In the story, the father searched all over Spain for Paco, but still he could not find the boy. Finally, in the city of Madrid, in a last desperate attempt to find his son, the father placed an ad in the daily newspaper. The ad read:

“PACO, MEET ME AT THE HOTEL MONTANA. NOON TUESDAY. ALL IS FORGIVEN. PAPA.”

The father in Hemingway’s story prayed that the boy would see the ad; and then maybe, just maybe, he would come to the Hotel Montana. On Tuesday, at noon, the father arrived at the hotel. When he did, he could not believe his eyes.

An entire squadron of police officers had been called out in an attempt to keep order among eight hundred young men.

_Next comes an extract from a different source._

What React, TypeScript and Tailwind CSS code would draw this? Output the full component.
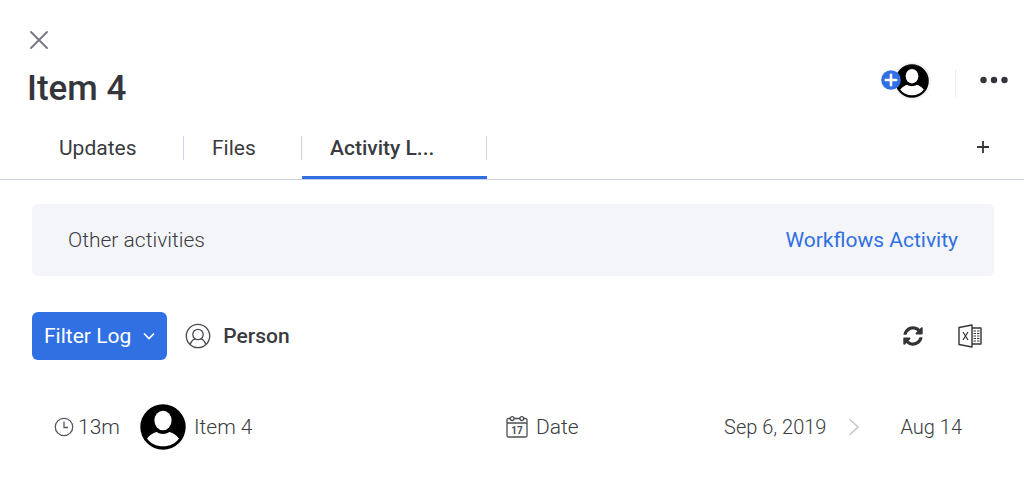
import type { ReactNode } from 'react';
import { FaSyncAlt } from 'react-icons/fa';

function Avatar({ className }: { className: string }) {
	return (
		<svg viewBox="0 0 46 46" className={className} aria-hidden="true">
			<circle cx="23" cy="23" r="22.7" fill="#000" />
			<ellipse cx="23" cy="16.5" rx="8.6" ry="9.8" fill="#fff" />
			<path
				d="M7 34.5C9.500 31.300 12.500 29.300 16.500 28c4 2.600 9 2.600 13 0 4 1.300 7 3.300 9.500 6.500C35.500 39.500 29.800 42.300 23 42.300S10.500 39.500 7 34.500z"
				fill="#fff"
			/>
		</svg>
	);
}

function CloseIcon() {
	return (
		<svg
			viewBox="0 0 20 20"
			className="size-5"
			fill="none"
			stroke="#797b80"
			strokeWidth="2"
			strokeLinecap="round"
			aria-hidden="true"
		>
			<path d="M2 2l16 16M18 2L2 18" />
		</svg>
	);
}

function PersonIcon() {
	return (
		<svg
			viewBox="0 0 26 26"
			className="size-[26px]"
			fill="none"
			stroke="#46484d"
			strokeWidth="1.3"
			aria-hidden="true"
		>
			<circle cx="13" cy="13" r="11.7" />
			<circle cx="13" cy="11.5" r="5.2" />
			<path d="M5.300 21.500c.6-3 2.200-4.700 4.700-5.700M20.700 21.500c-.6-3-2.200-4.700-4.700-5.700" />
		</svg>
	);
}

function ExcelIcon() {
	return (
		<svg
			viewBox="0 0 24 24"
			className="size-6"
			fill="none"
			stroke="#333438"
			strokeWidth="1.4"
			strokeLinejoin="round"
			aria-hidden="true"
		>
			<path d="M1 3.500L14 1v22L1 20.500z" />
			<path d="M14 4h9v16h-9" />
			<path d="M5 8l5 8M10 8l-5 8" strokeWidth="1.2" />
			<path
				d="M15.500 7h2.500M19 7h2.500M15.500 9.500h2.500M19 9.500h2.500M15.500 12h2.500M19 12h2.500M15.500 14.500h2.500M19 14.500h2.500M15.500 17h2.500M19 17h2.500"
				strokeWidth="1"
			/>
		</svg>
	);
}

function ClockIcon() {
	return (
		<svg
			viewBox="0 0 20 20"
			className="size-5"
			fill="none"
			stroke="#55575c"
			strokeWidth="1.3"
			aria-hidden="true"
		>
			<circle cx="10" cy="10" r="8.7" />
			<path d="M10 4.500v6h4" />
		</svg>
	);
}

function CalendarIcon() {
	return (
		<svg
			viewBox="0 0 22 24"
			className="h-6 w-[22px]"
			fill="none"
			stroke="#4b4d52"
			strokeWidth="1.3"
			aria-hidden="true"
		>
			<path d="M4.300 3.500H2.500Q1 3.500 1 5v15.500Q1 22 2.500 22h17q1.500 0 1.500-1.500V5q0-1.500-1.500-1.500h-1.800M8 3.500h6M1 8h20" />
			<circle cx="6.2" cy="3.6" r="1.9" />
			<circle cx="15.8" cy="3.6" r="1.9" />
			<text
				x="11"
				y="18.5"
				textAnchor="middle"
				fontSize="10"
				fontWeight="700"
				fill="#4b4d52"
				stroke="none"
			>
				17
			</text>
		</svg>
	);
}

function Tab({
	children,
	className,
	active = false,
}: {
	children: ReactNode;
	className: string;
	active?: boolean;
}) {
	return (
		<button
			type="button"
			role="tab"
			aria-selected={active}
			className={`relative flex h-[47px] items-start pt-1 text-left ${className}`}
		>
			<span className="flex h-6 w-full items-center border-r border-[#ccd3e2] pl-7">
				{children}
			</span>
			{active && (
				<span className="absolute inset-x-0 bottom-0 h-[3px] bg-[#3070e2]" />
			)}
		</button>
	);
}

export default function App() {
	return (
		<div className="bg-white font-['Roboto',sans-serif] text-[21px] leading-6 text-[#3a3b40]">
			<header className="border-b border-[#c9cfde] pt-[30px]">
				<button type="button" aria-label="Close" className="ml-[29px] block">
					<CloseIcon />
				</button>
				<div className="flex items-center justify-between pr-4 pl-[27px]">
					<h1 className="pt-[18px] text-[35px] leading-[42px] font-medium text-[#35363b]">
						Item 4
					</h1>
					<div className="flex items-center">
						<button
							type="button"
							aria-label="Add subscriber"
							className="relative mt-0.5 rounded-full bg-[#f3f3f7] p-0.5"
						>
							<Avatar className="size-[34px]" />
							<span className="absolute top-2 -left-3">
								<svg viewBox="0 0 20 20" className="size-5" aria-hidden="true">
									<circle cx="10" cy="10" r="9.8" fill="#3070e2" />
									<path
										d="M10 4.800v10.400M4.800 10h10.400"
										stroke="#fff"
										strokeWidth="2.6"
										strokeLinecap="round"
									/>
								</svg>
							</span>
						</button>
						<div className="mt-1.5 ml-6 h-7 w-px bg-[#ebebf0]" />
						<button type="button" aria-label="More options" className="ml-6">
							<svg
								viewBox="0 0 28 8"
								className="h-2 w-7"
								fill="#35363b"
								aria-hidden="true"
							>
								<circle cx="3.5" cy="4" r="3.2" />
								<circle cx="14" cy="4" r="3.2" />
								<circle cx="24.5" cy="4" r="3.2" />
							</svg>
						</button>
					</div>
				</div>
				<div className="mt-[22px] flex items-start justify-between pr-8 pl-[31px]">
					<div role="tablist" className="flex">
						<Tab className="w-[153px]">Updates</Tab>
						<Tab className="w-[118px]">Files</Tab>
						<Tab className="w-[185px] font-medium" active>
							Activity L...
						</Tab>
					</div>
					<button type="button" aria-label="Add view" className="mt-2 mr-0.5">
						<svg
							viewBox="0 0 14 14"
							className="size-3.5"
							stroke="#35363b"
							strokeWidth="1.8"
							aria-hidden="true"
						>
							<path d="M7 1v12M1 7h12" />
						</svg>
					</button>
				</div>
			</header>
			<main className="pt-6 pr-[30px] pl-8">
				<section className="flex h-[72px] items-center justify-between rounded-md bg-[#f4f5f8] px-9">
					<h2 className="font-light">Other activities</h2>
					<a href="#workflows" className="text-[#3070e2]">
						Workflows Activity
					</a>
				</section>
				<div className="mt-9 flex items-center">
					<button
						type="button"
						className="flex h-12 items-center gap-3 rounded-md bg-[#3070e2] px-3 text-white"
					>
						Filter Log
						<svg
							viewBox="0 0 12 8"
							className="h-2 w-3"
							fill="none"
							stroke="currentColor"
							strokeWidth="1.6"
							aria-hidden="true"
						>
							<path d="M1 1.500l5 5 5-5" />
						</svg>
					</button>
					<button
						type="button"
						className="ml-[18px] flex items-center gap-3 font-medium"
					>
						<PersonIcon />
						Person
					</button>
					<button type="button" aria-label="Refresh" className="ml-auto">
						<FaSyncAlt className="size-5 text-[#333438]" />
					</button>
					<button
						type="button"
						aria-label="Export to Excel"
						className="mr-3 ml-[35px]"
					>
						<ExcelIcon />
					</button>
				</div>
				<ul className="mt-11">
					<li className="flex h-[46px] items-center pr-8 pl-[22px] font-light">
						<div className="flex w-[452px] items-center">
							<ClockIcon />
							<time className="ml-1">13m</time>
							<Avatar className="ml-5 size-[46px]" />
							<span className="ml-2">Item 4</span>
						</div>
						<div className="flex items-center gap-2">
							<CalendarIcon />
							Date
						</div>
						<div className="ml-auto flex items-center text-xl">
							<span>Sep 6, 2019</span>
							<svg
								viewBox="0 0 12 18"
								className="mr-10 ml-[22px] h-[18px] w-3"
								fill="none"
								stroke="#c6c7ca"
								strokeWidth="1.6"
								aria-hidden="true"
							>
								<path d="M1.500 1l8.500 8-8.500 8" />
							</svg>
							<span>Aug 14</span>
						</div>
					</li>
				</ul>
			</main>
		</div>
	);
}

It turned out that each one of them was named Paco. And each one of them had come to meet his respective father to find forgiveness in front of the Hotel Montana.

Eight hundred boys named Paco read the ad in the newspaper and hoped it was for them. Eight hundred Pacos had come to receive the forgiveness they so desperately desired.

This story is a great reminder…

Our world is full of “Pacos.”

These Pacos are hurting and wandering—yet they hope to be wanted, loved, accepted, welcomed, forgiven, and received home again.

They long to hear the words, “ALL IS FORGIVEN.”

Question…

How many Pacos do you know?

Is there someone who needs to hear “ALL IS FORGIVEN” from you?

Are there Pacos you can help? Pacos you can welcome, love, accept, and give a sense of belonging to?

I bet there are—even more than you think.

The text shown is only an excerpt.